PROBLEM> Copy each line in which the string "components" occurs.
#### MATERIAL
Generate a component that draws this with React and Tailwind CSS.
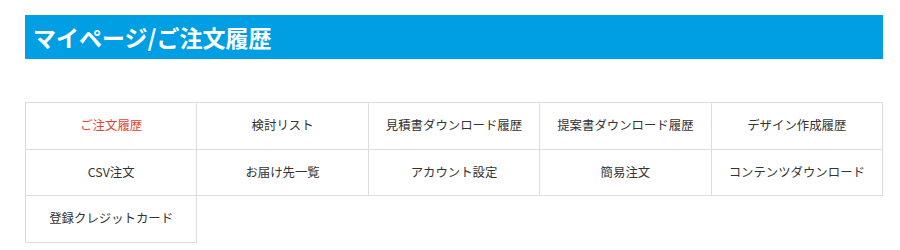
import React from "react";

const links = [
  { label: "ご注文履歴", active: true },
  { label: "検討リスト" },
  { label: "見積書ダウンロード履歴" },
  { label: "提案書ダウンロード履歴" },
  { label: "デザイン作成履歴" },
  { label: "CSV注文" },
  { label: "お届け先一覧" },
  { label: "アカウント設定" },
  { label: "簡易注文" },
  { label: "コンテンツダウンロード" },
  { label: "登録クレジットカード" },
];

const App = () => {
  return (
    <div
      className="min-h-screen bg-white pt-[15px] px-[25px]"
      style={{ fontFamily: '"Noto Sans CJK JP", "Noto Sans", sans-serif' }}
    >
      {/* Page title */}
      <h1 className="bg-[#009fe3] h-[44px] flex items-center pl-[8px] text-white text-[23px] font-bold w-[858px]">
        マイページ/ご注文履歴
      </h1>

      {/* Menu grid */}
      <div className="mt-[43px] w-[858px] grid grid-cols-5 border-t border-l border-[#dddddd]">
        {links.map((link) => (
          <a
            key={link.label}
            href="#"
            className={
              "h-[46.5px] flex items-center justify-center border-r border-b border-[#dddddd] text-[12.4px] " +
              (link.active ? "text-[#e0452f]" : "text-[#333333]")
            }
          >
            {link.label}
          </a>
        ))}
      </div>
    </div>
  );
};

export default App;
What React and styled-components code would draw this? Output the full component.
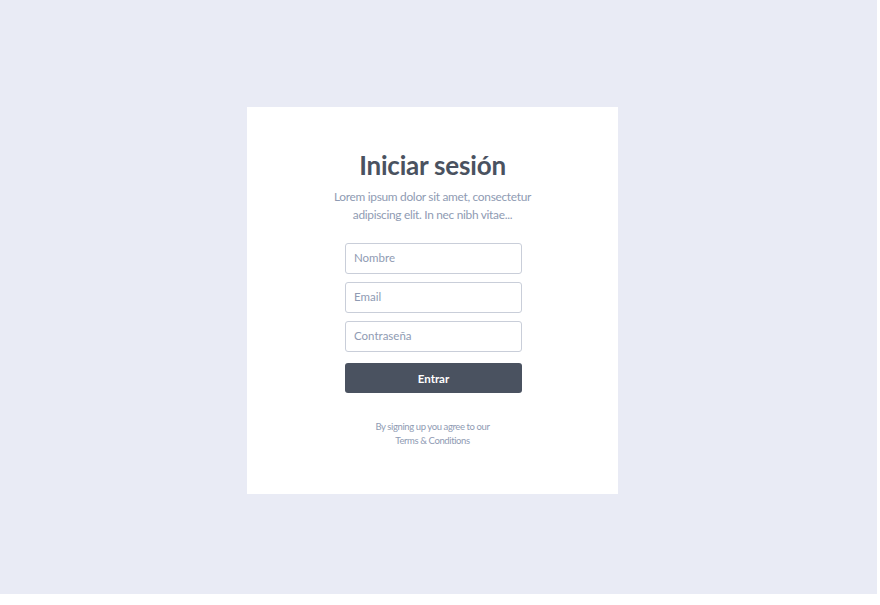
import React from "react";
import styled, { createGlobalStyle } from "styled-components";

const Global = createGlobalStyle`
  html, body { margin: 0; padding: 0; background: #ffffff; }
  body { font-family: Lato, "Open Sans", sans-serif; }
  * { box-sizing: border-box; }
`;

const Stage = styled.div`
  width: 877px;
  height: 594px;
  background: #e9ebf5;
  padding: 107px 0 0 247px;
`;

const Card = styled.div`
  width: 371px;
  height: 387px;
  background: #ffffff;
  display: flex;
  flex-direction: column;
  align-items: center;
  padding-top: 43px;
`;

const Title = styled.h1`
  margin: 0;
  font-family: Lato, sans-serif;
  font-weight: 700;
  font-size: 26px;
  line-height: 30px;
  color: #4a5260;
  letter-spacing: -0.2px;
`;

const Subtitle = styled.p`
  margin: 8px 0 0;
  text-align: center;
  font-size: 11.9px;
  line-height: 18px;
  letter-spacing: -0.3px;
  color: #8f9bb3;
`;

const Form = styled.form`
  margin-top: 19px;
  width: 177px;
  display: flex;
  flex-direction: column;
  gap: 8px;
  margin-left: 2px;
`;

const Input = styled.input`
  width: 100%;
  height: 31px;
  border: 1px solid #c9ced9;
  border-radius: 3px;
  padding: 0 8px 2px;
  font-family: Lato, sans-serif;
  font-size: 11.5px;
  color: #4a5260;
  outline: none;
  &::placeholder { color: #8f9bb3; }
`;

const Button = styled.button`
  margin-top: 3px;
  width: 100%;
  height: 30px;
  border: none;
  border-radius: 3px;
  background: #4a5260;
  color: #ffffff;
  font-family: Lato, sans-serif;
  font-weight: 700;
  font-size: 11.5px;
  cursor: pointer;
`;

const Footer = styled.p`
  margin: 27px 0 0;
  text-align: center;
  font-size: 9.5px;
  line-height: 14px;
  letter-spacing: -0.4px;
  color: #8f9bb3;
`;

export default function App() {
  return (
    <>
      <Global />
      <Stage>
        <Card>
          <Title>Iniciar sesión</Title>
          <Subtitle>
            Lorem ipsum dolor sit amet, consectetur
            <br />
            adipiscing elit. In nec nibh vitae...
          </Subtitle>
          <Form onSubmit={(e) => e.preventDefault()}>
            <Input type="text" placeholder="Nombre" />
            <Input type="email" placeholder="Email" />
            <Input type="password" placeholder="Contraseña" />
            <Button type="submit">Entrar</Button>
          </Form>
          <Footer>
            By signing up you agree to our
            <br />
            Terms &amp; Conditions
          </Footer>
        </Card>
      </Stage>
    </>
  );
}
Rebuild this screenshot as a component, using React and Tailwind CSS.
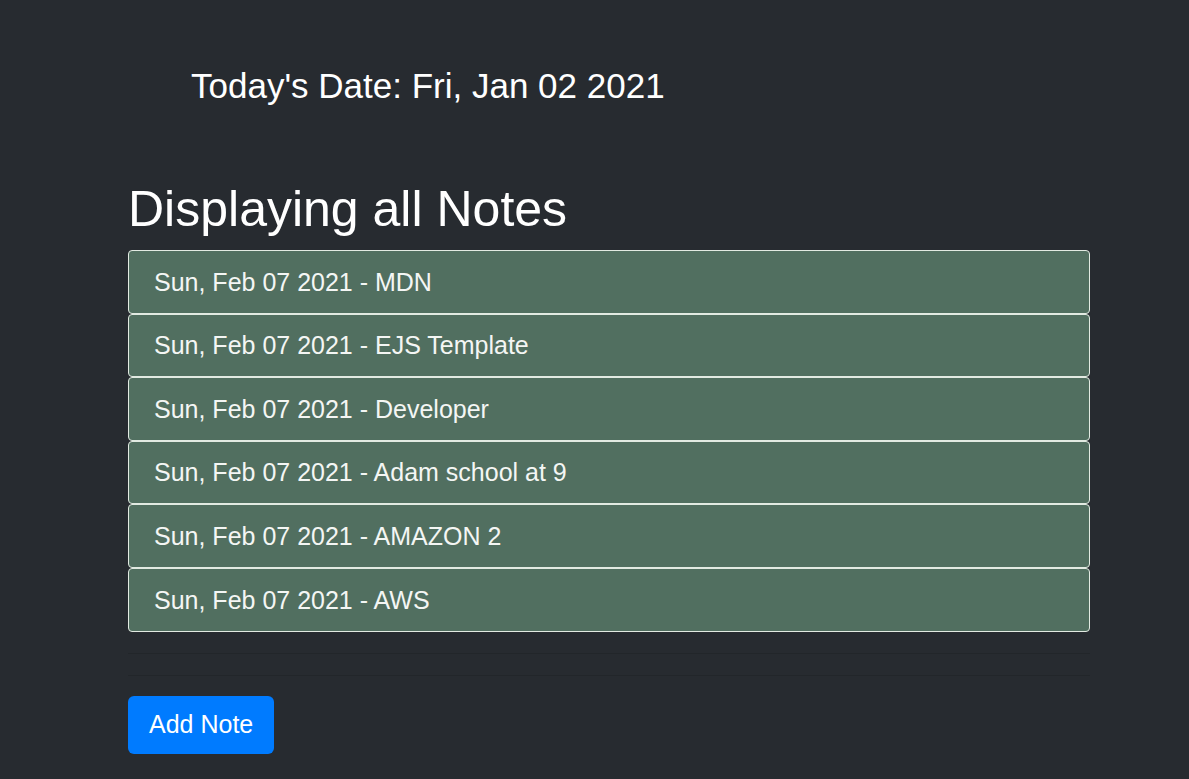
const notes = [
  'MDN',
  'EJS Template',
  'Developer',
  'Adam school at 9',
  'AMAZON 2',
  'AWS',
]

export default function App() {
  return (
    <div className="min-h-screen bg-[#272b30] text-white font-['Liberation_Sans',Arial,sans-serif]">
      <div className="ml-[128px] w-[962px] pt-[65px]">
        {/* date */}
        <h3 className="pl-[63px] text-[35px] leading-[42px] text-white">Today's Date: Fri, Jan 02 2021</h3>

        <h1 className="mt-[72px] text-[50px] leading-[60px] text-white">Displaying all Notes</h1>

        {/* notes list */}
        <div className="mt-[11px] flex flex-col">
          {notes.map(n => (
            <div key={n} className="h-[63.6px] flex items-center pl-[25px] pt-[1px] bg-[#516f60] border border-[#e2eae2] rounded-[4px] text-[25px] text-[#f4f6f4]">
              Sun, Feb 07 2021 - {n}
            </div>
          ))}
        </div>

        <hr className="mt-[21px] border-0 border-t border-[#22262a]" />
        <hr className="mt-[21px] border-0 border-t border-[#22262a]" />

        <button className="mt-[20px] h-[58px] px-[21px] rounded-[6px] bg-[#007bff] text-white text-[25px]">
          Add Note
        </button>
      </div>
    </div>
  )
}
########
TASK RESPONSE>
What React and styled-components code would draw this? Output the full component.
import styled, { createGlobalStyle } from "styled-components";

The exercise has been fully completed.